Something just occurred to me. When you buy a piece of paper which says that it represents gold, but the gold hasn't been mined yet, its called a "gold future" right? Well 4 weeks ago today I went to the Perth Mint and purchased a 10oz bar of silver. They had just ran out of stock earlier the same day, and so they gave me a piece of paper saying that I owned the silver, and that I could collect it when they got some more. Just yesterday I got the call saying to come pick up my bar, so I hopped on the bus after work and walked into the P.M. and collected my bar. Fine, I thought. That's just a delay in delivery. But really, didn't I actually purchase a future? What if the stock never arrived? Would the P.M. really have given me a refund if I had asked? Only at the current buy-back price I'm sure. So what's the difference then? Its futures isn't it?
I think they'd actually just refund what you paid, but I've never been in that situation to confirm. :/
Pretty sure you could have gotten a refund at your purchase price if they failed to deliver in a reasonable timeframe upon request. Sadly when theirs a supply hang up you have to wait either for delivery or wait till they have it in stock and if they had it at the price you wanted you did fine buying it when you did. I know it's frustrating but at least with the Perthmint they have a large established premises and are backed by the state government so you know they won't just take your money and run (any more than any other large government backed business anyway).
I purchased some bars from PM a few months ago, same story. I was told that they were mine to sell at any point from the time I had paid for it. IE at current PM Buy Rate, not purchase Sell price. The lady who served me made this clear. I had essentially bought a silver certificate, which I then traded for physical when they had stock.

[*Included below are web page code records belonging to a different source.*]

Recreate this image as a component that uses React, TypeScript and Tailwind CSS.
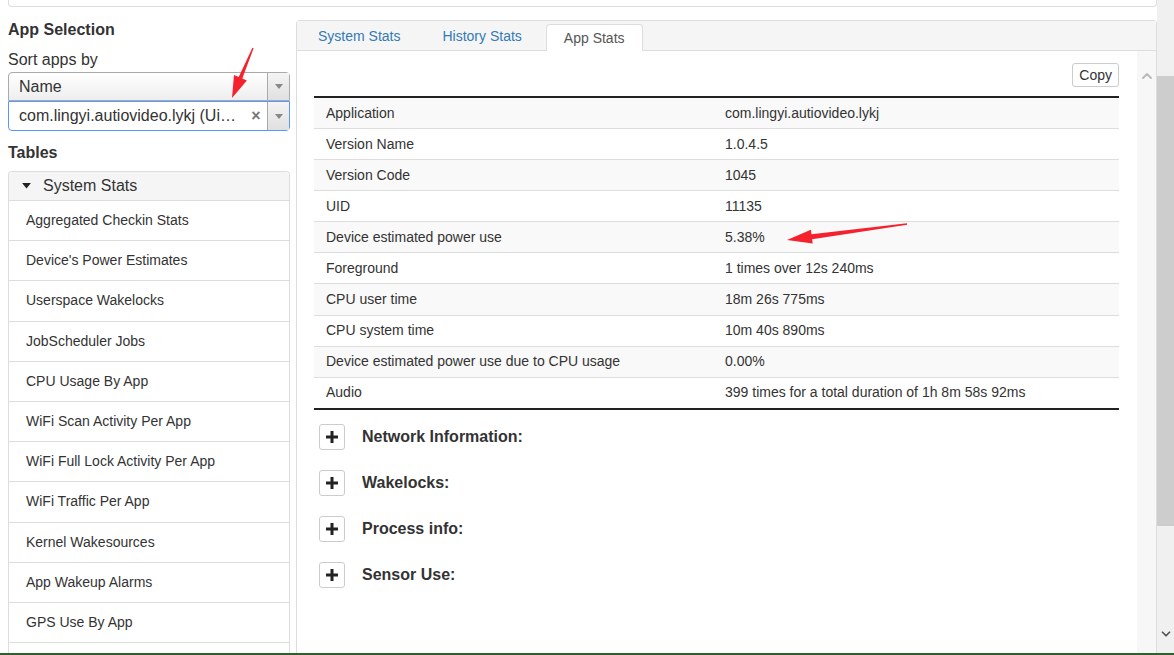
import { ChevronUp, ChevronDown } from "lucide-react";

const tables = [
  "Aggregated Checkin Stats",
  "Device's Power Estimates",
  "Userspace Wakelocks",
  "JobScheduler Jobs",
  "CPU Usage By App",
  "WiFi Scan Activity Per App",
  "WiFi Full Lock Activity Per App",
  "WiFi Traffic Per App",
  "Kernel Wakesources",
  "App Wakeup Alarms",
  "GPS Use By App",
];

const rows: [string, string][] = [
  ["Application", "com.lingyi.autiovideo.lykj"],
  ["Version Name", "1.0.4.5"],
  ["Version Code", "1045"],
  ["UID", "11135"],
  ["Device estimated power use", "5.38%"],
  ["Foreground", "1 times over 12s 240ms"],
  ["CPU user time", "18m 26s 775ms"],
  ["CPU system time", "10m 40s 890ms"],
  ["Device estimated power use due to CPU usage", "0.00%"],
  ["Audio", "399 times for a total duration of 1h 8m 58s 92ms"],
];

const sections = ["Network Information:", "Wakelocks:", "Process info:", "Sensor Use:"];

function Caret({ color = "#888", w = 8 }: { color?: string; w?: number }) {
  return (
    <svg width={w} height={w / 2 + 1} viewBox="0 0 8 5" aria-hidden="true">
      <path d="M0 0h8L4 5z" fill={color} />
    </svg>
  );
}

function PlusButton() {
  return (
    <div className="flex h-[26px] w-[26px] items-center justify-center rounded-[3px] border border-[#ccc] bg-white">
      <svg width="12" height="12" viewBox="0 0 12 12" aria-hidden="true">
        <rect x="4.5" y="0" width="3" height="12" fill="#222" />
        <rect x="0" y="4.5" width="12" height="3" fill="#222" />
      </svg>
    </div>
  );
}

export default function App() {
  return (
    <div
      className="relative flex h-[655px] w-[1174px] flex-col overflow-hidden bg-white text-[#333]"
      style={{ fontFamily: '"Liberation Sans", Arial, sans-serif' }}
    >
      <div className="flex min-h-0 flex-1">
        <div className="flex w-[1157px] flex-col pl-2">
          <div className="h-[7px] rounded-b-[4px] border border-t-0 border-[#ddd]" />

          <div className="mt-[13px] flex min-h-0 flex-1">
            {/* left column */}
            <div className="w-[282px] shrink-0">
              <div className="text-[16px] font-bold leading-[20px]">App Selection</div>
              <div className="mt-[10px] text-[16px] leading-[20px]">Sort apps by</div>

              <div className="mt-[2px] flex h-[29px] rounded-t-[4px] border border-[#aaa] bg-gradient-to-b from-white to-[#eee]">
                <div className="flex-1 pl-[10px] text-[16px] leading-[27px]">Name</div>
                <div className="flex w-[22px] items-center justify-center border-l border-[#aaa] bg-gradient-to-b from-[#f4f4f4] to-[#e0e0e0]">
                  <Caret />
                </div>
              </div>
              <div className="flex h-[30px] rounded-b-[4px] border border-[#5897fb] bg-white">
                <div className="flex-1 truncate pl-[10px] text-[16px] leading-[28px]">
                  com.lingyi.autiovideo.lykj (Ui…
                </div>
                <div className="w-[22px] text-center text-[16px] font-bold leading-[28px] text-[#777]">×</div>
                <div className="flex w-[22px] items-center justify-center border-l border-[#aaa] bg-gradient-to-b from-[#f4f4f4] to-[#e0e0e0]">
                  <Caret />
                </div>
              </div>

              <div className="mt-[12px] text-[16px] font-bold leading-[20px]">Tables</div>

              <div className="mt-[8px] rounded-t-[4px] border border-b-0 border-[#ddd]">
                <div className="flex h-[28px] items-center gap-[12px] rounded-t-[4px] bg-[#f5f5f5] pl-[13px] text-[16px]">
                  <Caret color="#222" w={9} />
                  <span>System Stats</span>
                </div>
                {tables.map((t) => (
                  <div
                    key={t}
                    className="flex h-[40.2px] items-center border-t border-[#ddd] pl-[17px] text-[14px]"
                  >
                    {t}
                  </div>
                ))}
                <div className="h-[40.2px] border-t border-[#ddd]" />
              </div>
            </div>

            {/* right panel */}
            <div className="ml-[6px] flex min-w-0 flex-1 flex-col rounded-t-[4px] border border-b-0 border-[#ddd]">
              <div className="flex h-[30px] items-end gap-[6px] border-b border-[#ddd] bg-[#f5f5f5] pl-[3px] text-[14px]">
                <div className="px-[18px] leading-[28px] text-[#337ab7]">System Stats</div>
                <div className="px-[18px] leading-[28px] text-[#337ab7]">History Stats</div>
                <div className="-mb-px rounded-t-[4px] border border-b-0 border-[#ddd] bg-white px-[17px] leading-[26px] text-[#555]">
                  App Stats
                </div>
              </div>

              <div className="flex min-h-0 flex-1">
                <div className="min-w-0 flex-1 pl-[17px] pr-[18px]">
                  <div className="flex justify-end pt-[12px]">
                    <div className="h-[24px] rounded-[3px] border border-[#ccc] px-[6px] text-[14px] leading-[22px]">
                      Copy
                    </div>
                  </div>

                  <div className="mt-[9px] border-y-2 border-t-[#222] border-b-[#222] text-[14px]">
                    {rows.map(([k, v], i) => (
                      <div
                        key={k}
                        className={`flex items-center ${i > 0 ? "h-[31.1px] border-t border-[#ddd]" : "h-[30px]"} ${
                          i % 2 === 0 ? "bg-[#f9f9f9]" : "bg-white"
                        }`}
                      >
                        <div className="w-[399px] pl-[12px]">{k}</div>
                        <div className="pl-[12px]">{v}</div>
                      </div>
                    ))}
                  </div>

                  <div className="mt-[4px]">
                    {sections.map((s) => (
                      <div key={s} className="flex h-[46px] items-center pl-[5px]">
                        <PlusButton />
                        <span className="ml-[17px] text-[16px] font-bold">{s}</span>
                      </div>
                    ))}
                  </div>
                </div>

                <div className="flex w-[19px] shrink-0 justify-center bg-[#f7f7f7] pt-[17px]">
                  <ChevronUp size={16} strokeWidth={3} className="text-[#bbb]" />
                </div>
              </div>
            </div>
          </div>
        </div>

        {/* page scrollbar */}
        <div className="flex w-[17px] flex-col bg-[#f0f0f0]">
          <div className="mt-[76px] h-[450px] bg-[#cdcdcd]" />
          <div className="flex-1" />
          <div className="flex justify-center pb-[12px]">
            <ChevronDown size={14} strokeWidth={3} className="text-[#555]" />
          </div>
        </div>
      </div>

      <div className="h-[2px] bg-[#2f5f2f]" />

      {/* annotation arrows */}
      <svg className="pointer-events-none absolute left-0 top-0" width="1174" height="655" aria-hidden="true">
        <polygon
          fill="#f5222d"
          points="232,98 246.9,80.4 242.3,78.5 253.6,48.3 252.4,47.7 238.7,76.9 234,75"
        />
        <polygon
          fill="#f5222d"
          points="787,240 812.7,243.6 812.1,239.2 907.1,224.7 906.9,223.3 811.5,234.2 810.9,229.8"
        />
      </svg>
    </div>
  );
}
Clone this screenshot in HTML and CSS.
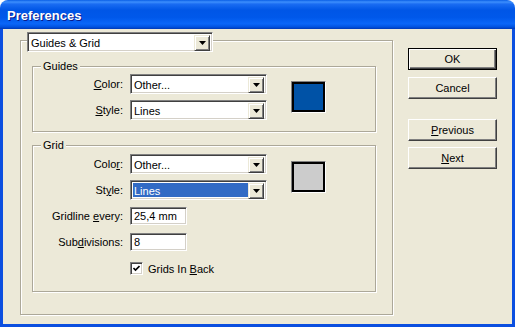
FILE: index.html
```html
<!DOCTYPE html>
<html lang="en">
<head>
  <meta charset="UTF-8">
  <title>Preferences</title>
  <link rel="stylesheet" href="styles.css">
</head>
<body>
  <div class="window">
    <div class="titlebar">Preferences</div>

    <div class="frame">
      <!-- main panel -->
      <div class="group main">
        <div class="select title-select">
          <span class="select-value">Guides &amp; Grid</span>
          <span class="select-btn"><svg width="7" height="4" viewBox="0 0 7 4"><path d="M0 0h7L3.5 4z" fill="#000"/></svg></span>
        </div>

        <!-- Guides -->
        <div class="group sub guides">
          <div class="legend">Guides</div>
          <div class="rows">
            <div class="fields">
              <div class="field-row">
                <label class="label"><u>C</u>olor:</label>
                <div class="select">
                  <span class="select-value">Other...</span>
                  <span class="select-btn"><svg width="7" height="4" viewBox="0 0 7 4"><path d="M0 0h7L3.5 4z" fill="#000"/></svg></span>
                </div>
              </div>
              <div class="field-row">
                <label class="label"><u>S</u>tyle:</label>
                <div class="select">
                  <span class="select-value">Lines</span>
                  <span class="select-btn"><svg width="7" height="4" viewBox="0 0 7 4"><path d="M0 0h7L3.5 4z" fill="#000"/></svg></span>
                </div>
              </div>
            </div>
            <div class="swatch swatch-blue"></div>
          </div>
        </div>

        <!-- Grid -->
        <div class="group sub grid">
          <div class="legend">Grid</div>
          <div class="rows">
            <div class="fields">
              <div class="field-row">
                <label class="label">Colo<u>r</u>:</label>
                <div class="select">
                  <span class="select-value">Other...</span>
                  <span class="select-btn"><svg width="7" height="4" viewBox="0 0 7 4"><path d="M0 0h7L3.5 4z" fill="#000"/></svg></span>
                </div>
              </div>
              <div class="field-row">
                <label class="label">St<u>y</u>le:</label>
                <div class="select">
                  <span class="select-value selected">Lines</span>
                  <span class="select-btn"><svg width="7" height="4" viewBox="0 0 7 4"><path d="M0 0h7L3.5 4z" fill="#000"/></svg></span>
                </div>
              </div>
            </div>
            <div class="swatch swatch-gray"></div>
          </div>

          <div class="field-row input-row first-input">
            <label class="label">Gridline <u>e</u>very:</label>
            <div class="input">25,4 mm</div>
          </div>
          <div class="field-row input-row">
            <label class="label">Sub<u>d</u>ivisions:</label>
            <div class="input">8</div>
          </div>
          <div class="check-row">
            <span class="checkbox"><svg width="7" height="7" viewBox="0 0 7 7"><path d="M0.5 3l2 2 4-4" fill="none" stroke="#000" stroke-width="1.6"/></svg></span>
            <span>Grids In <u>B</u>ack</span>
          </div>
        </div>
      </div>

      <!-- buttons -->
      <div class="buttons">
        <button class="btn default">OK</button>
        <button class="btn cancel">Cancel</button>
        <button class="btn prev"><u>P</u>revious</button>
        <button class="btn next"><u>N</u>ext</button>
      </div>
    </div>
  </div>
</body>
</html>
```

FILE: styles.css
```css
* {
  box-sizing: border-box;
}
body {
  margin: 0;
  background: #fff;
  font-family: "Liberation Sans", Arial, sans-serif;
  font-size: 11px;
  color: #000;
}
.window {
  width: 515px;
  height: 327px;
  display: flex;
  flex-direction: column;
  border-radius: 8px 8px 0 0;
  overflow: hidden;
}
.titlebar {
  flex: none;
  height: 29px;
  padding: 3px 0 0 7px;
  line-height: 26px;
  font-size: 13px;
  font-weight: bold;
  color: #fff;
  text-shadow: 1px 1px 0 #0a1a8a;
  background: linear-gradient(to bottom, #0a5fe6 0%, #3d8ffd 7%, #1a6cf2 14%, #0056e6 35%, #0058ea 60%, #0a66f8 82%, #0052e0 93%, #0038b4 100%);
}
.frame {
  flex: 1;
  display: flex;
  align-items: flex-start;
  background: #ece9d8;
  border: 3px solid #0b4fe0;
  border-top: 0;
  padding: 11px 0 0 17px;
}

/* etched group boxes */
.group {
  border: 1px solid #aca899;
  box-shadow: 1px 1px 0 #fff, inset 1px 1px 0 #fff;
}
.main {
  width: 373px;
  padding-bottom: 22px;
}
.sub {
  margin: 14px 16px 0 11px;
}
.guides {
  padding-bottom: 11px;
}
.grid {
  margin-top: 13px;
  padding-bottom: 16px;
}
.legend {
  width: fit-content;
  margin: -7px 0 0 8px;
  padding: 0 2px;
  line-height: 13px;
  background: #ece9d8;
}
.rows {
  display: flex;
  align-items: center;
  margin-top: 1px;
}
.grid .rows {
  margin-top: 2px;
}

.field-row {
  display: flex;
  align-items: center;
  height: 20px;
}
.field-row + .field-row {
  margin-top: 6px;
}
.label {
  width: 90px;
  margin-right: 7px;
  text-align: right;
  white-space: nowrap;
}
.input-row {
  height: 18px;
}
.first-input {
  margin-top: 7px;
}
.field-row.input-row + .field-row.input-row {
  margin-top: 8px;
}

/* sunken fields */
.select,
.input,
.checkbox {
  border: 1px solid;
  border-color: #808080 #fff #fff #808080;
  box-shadow: inset 1px 1px 0 #404040, inset -1px -1px 0 #d4d0c8;
  background: #fff;
}
.select {
  display: flex;
  width: 137px;
  height: 20px;
  padding: 2px;
}
.title-select {
  width: 186px;
  margin: -9px 0 0 6px;
}
.select-value {
  flex: 1;
  padding-left: 1px;
  line-height: 16px;
  white-space: nowrap;
}
.select-value.selected {
  background: #316ac5;
  color: #fff;
}
.select-btn {
  flex: none;
  width: 16px;
  height: 16px;
  display: flex;
  align-items: center;
  justify-content: center;
  background: #ece9d8;
  border: 1px solid;
  border-color: #ece9d8 #404040 #404040 #ece9d8;
  box-shadow: inset 1px 1px 0 #fff, inset -1px -1px 0 #808080;
}
.input {
  width: 57px;
  height: 18px;
  padding: 0 3px;
  line-height: 16px;
}

.swatch {
  width: 35px;
  height: 32px;
  margin-left: 24px;
  border: 1px solid;
  border-color: #808080 #fff #fff #808080;
  box-shadow: inset 0 0 0 2px #000;
}
.swatch-blue {
  background: #0052a6;
}
.swatch-gray {
  background: #cccccc;
}

.check-row {
  display: flex;
  align-items: center;
  gap: 5px;
  height: 13px;
  margin: 11px 0 0 97px;
}
.checkbox {
  width: 13px;
  height: 13px;
  display: flex;
  align-items: center;
  justify-content: center;
}

/* buttons */
.buttons {
  display: flex;
  flex-direction: column;
  margin-left: 15px;
  padding-top: 8px;
}
.btn {
  width: 89px;
  height: 22px;
  padding: 0;
  font: inherit;
  color: #000;
  background: #ece9d8;
  border: 1px solid;
  border-color: #fff #404040 #404040 #fff;
  box-shadow: inset -1px -1px 0 #808080;
}
.btn.default {
  border-color: #000;
  box-shadow: inset 1px 1px 0 #fff, inset -1px -1px 0 #404040, inset -2px -2px 0 #808080;
}
.cancel {
  margin-top: 7px;
}
.prev {
  margin-top: 20px;
}
.next {
  margin-top: 6px;
}
```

Once they have stock, they give you 2 or 3 weeks to collect too which I thought was cool, free storage for almost a month! (might actually be a month, can't remember).
I remember Pamps had a 6 week wait at one stage last year, the dealer could only import 1500kg/month apparently
I had to wait 2 weeks before taking physical delivery of my pre-paid Pamp (said 4 at the time), the queues were much longer back then!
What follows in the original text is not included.